──────── COLLECTED MATERIAL ────────

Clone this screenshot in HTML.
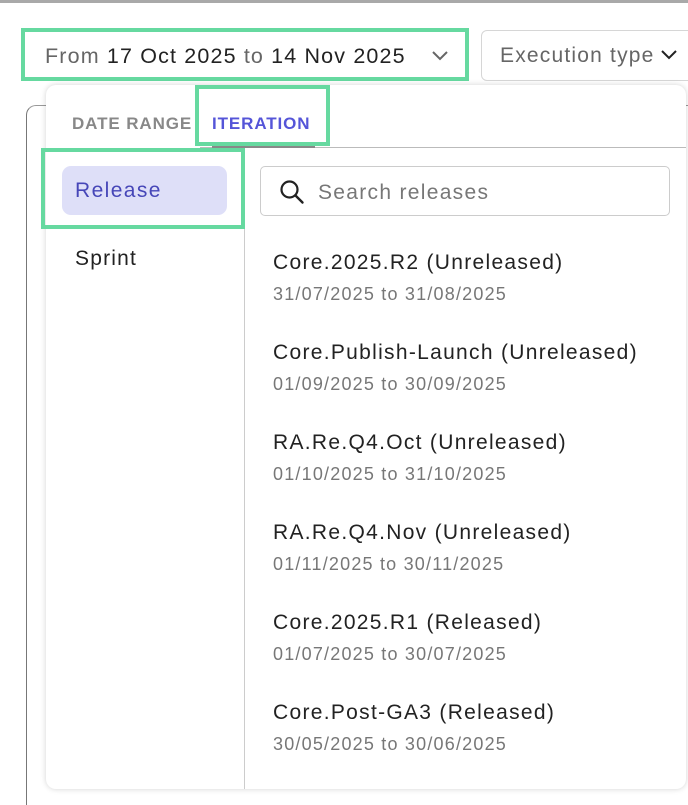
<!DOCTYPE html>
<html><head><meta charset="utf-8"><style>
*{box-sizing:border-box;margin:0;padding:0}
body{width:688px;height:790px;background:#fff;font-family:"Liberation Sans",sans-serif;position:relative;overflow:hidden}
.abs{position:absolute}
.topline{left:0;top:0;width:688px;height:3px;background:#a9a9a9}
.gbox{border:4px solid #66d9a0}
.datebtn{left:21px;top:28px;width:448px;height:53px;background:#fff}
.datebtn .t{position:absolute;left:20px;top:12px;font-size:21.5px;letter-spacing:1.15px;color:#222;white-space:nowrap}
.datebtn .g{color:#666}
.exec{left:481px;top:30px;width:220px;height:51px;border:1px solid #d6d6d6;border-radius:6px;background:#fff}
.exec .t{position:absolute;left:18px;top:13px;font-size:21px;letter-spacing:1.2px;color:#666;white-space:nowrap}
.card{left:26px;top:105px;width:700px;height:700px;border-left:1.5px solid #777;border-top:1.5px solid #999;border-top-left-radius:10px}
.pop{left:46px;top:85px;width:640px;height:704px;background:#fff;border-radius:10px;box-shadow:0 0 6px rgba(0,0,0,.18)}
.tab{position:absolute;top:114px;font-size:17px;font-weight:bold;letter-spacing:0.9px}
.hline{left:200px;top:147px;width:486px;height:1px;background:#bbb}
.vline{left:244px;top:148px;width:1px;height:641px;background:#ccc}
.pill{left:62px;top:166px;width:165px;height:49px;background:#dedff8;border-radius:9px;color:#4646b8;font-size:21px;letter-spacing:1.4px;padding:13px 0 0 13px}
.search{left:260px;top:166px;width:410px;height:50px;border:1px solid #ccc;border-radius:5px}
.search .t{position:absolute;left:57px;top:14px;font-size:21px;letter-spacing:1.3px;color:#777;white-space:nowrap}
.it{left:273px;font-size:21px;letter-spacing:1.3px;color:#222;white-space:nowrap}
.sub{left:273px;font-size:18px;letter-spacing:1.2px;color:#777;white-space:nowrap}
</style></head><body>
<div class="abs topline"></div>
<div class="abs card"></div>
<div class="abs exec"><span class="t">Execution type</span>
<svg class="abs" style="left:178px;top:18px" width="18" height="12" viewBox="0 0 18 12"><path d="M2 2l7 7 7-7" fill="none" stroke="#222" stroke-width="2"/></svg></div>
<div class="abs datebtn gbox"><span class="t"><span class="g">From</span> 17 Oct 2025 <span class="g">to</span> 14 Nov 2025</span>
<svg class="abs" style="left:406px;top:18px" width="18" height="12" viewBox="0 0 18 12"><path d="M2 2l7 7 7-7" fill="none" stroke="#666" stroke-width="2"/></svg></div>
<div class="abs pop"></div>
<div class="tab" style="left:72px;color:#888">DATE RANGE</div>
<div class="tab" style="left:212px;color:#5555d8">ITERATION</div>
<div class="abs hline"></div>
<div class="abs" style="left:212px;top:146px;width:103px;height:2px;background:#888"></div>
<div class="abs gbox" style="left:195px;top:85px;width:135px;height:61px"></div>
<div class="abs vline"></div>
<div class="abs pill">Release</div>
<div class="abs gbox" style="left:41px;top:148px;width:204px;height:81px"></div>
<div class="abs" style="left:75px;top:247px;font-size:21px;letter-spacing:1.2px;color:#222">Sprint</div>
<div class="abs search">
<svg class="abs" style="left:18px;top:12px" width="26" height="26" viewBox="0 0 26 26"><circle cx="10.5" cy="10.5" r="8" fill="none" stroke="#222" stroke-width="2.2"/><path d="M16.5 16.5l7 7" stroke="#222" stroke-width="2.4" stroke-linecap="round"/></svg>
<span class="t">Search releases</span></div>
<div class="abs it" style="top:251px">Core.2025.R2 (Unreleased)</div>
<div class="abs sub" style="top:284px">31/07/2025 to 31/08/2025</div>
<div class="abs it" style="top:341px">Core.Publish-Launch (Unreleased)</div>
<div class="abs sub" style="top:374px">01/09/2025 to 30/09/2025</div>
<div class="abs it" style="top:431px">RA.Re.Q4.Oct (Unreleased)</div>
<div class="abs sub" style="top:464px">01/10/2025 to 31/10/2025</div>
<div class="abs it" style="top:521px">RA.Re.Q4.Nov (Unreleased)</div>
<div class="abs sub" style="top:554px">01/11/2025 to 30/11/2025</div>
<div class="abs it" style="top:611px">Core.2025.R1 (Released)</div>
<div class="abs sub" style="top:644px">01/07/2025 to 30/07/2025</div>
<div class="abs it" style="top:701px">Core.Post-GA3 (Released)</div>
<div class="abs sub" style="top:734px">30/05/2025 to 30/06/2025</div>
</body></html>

────────

| YOUR GOAL |
Keep every word of the data as it is when you write it out, but drop the pictures.

| REPLY TO THE TASK |
Clone this screenshot in HTML.
<!DOCTYPE html>
<html><head><meta charset="utf-8"><style>
*{box-sizing:border-box;margin:0;padding:0}
body{width:688px;height:790px;background:#fff;font-family:"Liberation Sans",sans-serif;position:relative;overflow:hidden}
.abs{position:absolute}
.topline{left:0;top:0;width:688px;height:3px;background:#a9a9a9}
.gbox{border:4px solid #66d9a0}
.datebtn{left:21px;top:28px;width:448px;height:53px;background:#fff}
.datebtn .t{position:absolute;left:20px;top:12px;font-size:21.5px;letter-spacing:1.15px;color:#222;white-space:nowrap}
.datebtn .g{color:#666}
.exec{left:481px;top:30px;width:220px;height:51px;border:1px solid #d6d6d6;border-radius:6px;background:#fff}
.exec .t{position:absolute;left:18px;top:13px;font-size:21px;letter-spacing:1.2px;color:#666;white-space:nowrap}
.card{left:26px;top:105px;width:700px;height:700px;border-left:1.5px solid #777;border-top:1.5px solid #999;border-top-left-radius:10px}
.pop{left:46px;top:85px;width:640px;height:704px;background:#fff;border-radius:10px;box-shadow:0 0 6px rgba(0,0,0,.18)}
.tab{position:absolute;top:114px;font-size:17px;font-weight:bold;letter-spacing:0.9px}
.hline{left:200px;top:147px;width:486px;height:1px;background:#bbb}
.vline{left:244px;top:148px;width:1px;height:641px;background:#ccc}
.pill{left:62px;top:166px;width:165px;height:49px;background:#dedff8;border-radius:9px;color:#4646b8;font-size:21px;letter-spacing:1.4px;padding:13px 0 0 13px}
.search{left:260px;top:166px;width:410px;height:50px;border:1px solid #ccc;border-radius:5px}
.search .t{position:absolute;left:57px;top:14px;font-size:21px;letter-spacing:1.3px;color:#777;white-space:nowrap}
.it{left:273px;font-size:21px;letter-spacing:1.3px;color:#222;white-space:nowrap}
.sub{left:273px;font-size:18px;letter-spacing:1.2px;color:#777;white-space:nowrap}
</style></head><body>
<div class="abs topline"></div>
<div class="abs card"></div>
<div class="abs exec"><span class="t">Execution type</span>
<svg class="abs" style="left:178px;top:18px" width="18" height="12" viewBox="0 0 18 12"><path d="M2 2l7 7 7-7" fill="none" stroke="#222" stroke-width="2"/></svg></div>
<div class="abs datebtn gbox"><span class="t"><span class="g">From</span> 17 Oct 2025 <span class="g">to</span> 14 Nov 2025</span>
<svg class="abs" style="left:406px;top:18px" width="18" height="12" viewBox="0 0 18 12"><path d="M2 2l7 7 7-7" fill="none" stroke="#666" stroke-width="2"/></svg></div>
<div class="abs pop"></div>
<div class="tab" style="left:72px;color:#888">DATE RANGE</div>
<div class="tab" style="left:212px;color:#5555d8">ITERATION</div>
<div class="abs hline"></div>
<div class="abs" style="left:212px;top:146px;width:103px;height:2px;background:#888"></div>
<div class="abs gbox" style="left:195px;top:85px;width:135px;height:61px"></div>
<div class="abs vline"></div>
<div class="abs pill">Release</div>
<div class="abs gbox" style="left:41px;top:148px;width:204px;height:81px"></div>
<div class="abs" style="left:75px;top:247px;font-size:21px;letter-spacing:1.2px;color:#222">Sprint</div>
<div class="abs search">
<svg class="abs" style="left:18px;top:12px" width="26" height="26" viewBox="0 0 26 26"><circle cx="10.5" cy="10.5" r="8" fill="none" stroke="#222" stroke-width="2.2"/><path d="M16.5 16.5l7 7" stroke="#222" stroke-width="2.4" stroke-linecap="round"/></svg>
<span class="t">Search releases</span></div>
<div class="abs it" style="top:251px">Core.2025.R2 (Unreleased)</div>
<div class="abs sub" style="top:284px">31/07/2025 to 31/08/2025</div>
<div class="abs it" style="top:341px">Core.Publish-Launch (Unreleased)</div>
<div class="abs sub" style="top:374px">01/09/2025 to 30/09/2025</div>
<div class="abs it" style="top:431px">RA.Re.Q4.Oct (Unreleased)</div>
<div class="abs sub" style="top:464px">01/10/2025 to 31/10/2025</div>
<div class="abs it" style="top:521px">RA.Re.Q4.Nov (Unreleased)</div>
<div class="abs sub" style="top:554px">01/11/2025 to 30/11/2025</div>
<div class="abs it" style="top:611px">Core.2025.R1 (Released)</div>
<div class="abs sub" style="top:644px">01/07/2025 to 30/07/2025</div>
<div class="abs it" style="top:701px">Core.Post-GA3 (Released)</div>
<div class="abs sub" style="top:734px">30/05/2025 to 30/06/2025</div>
</body></html>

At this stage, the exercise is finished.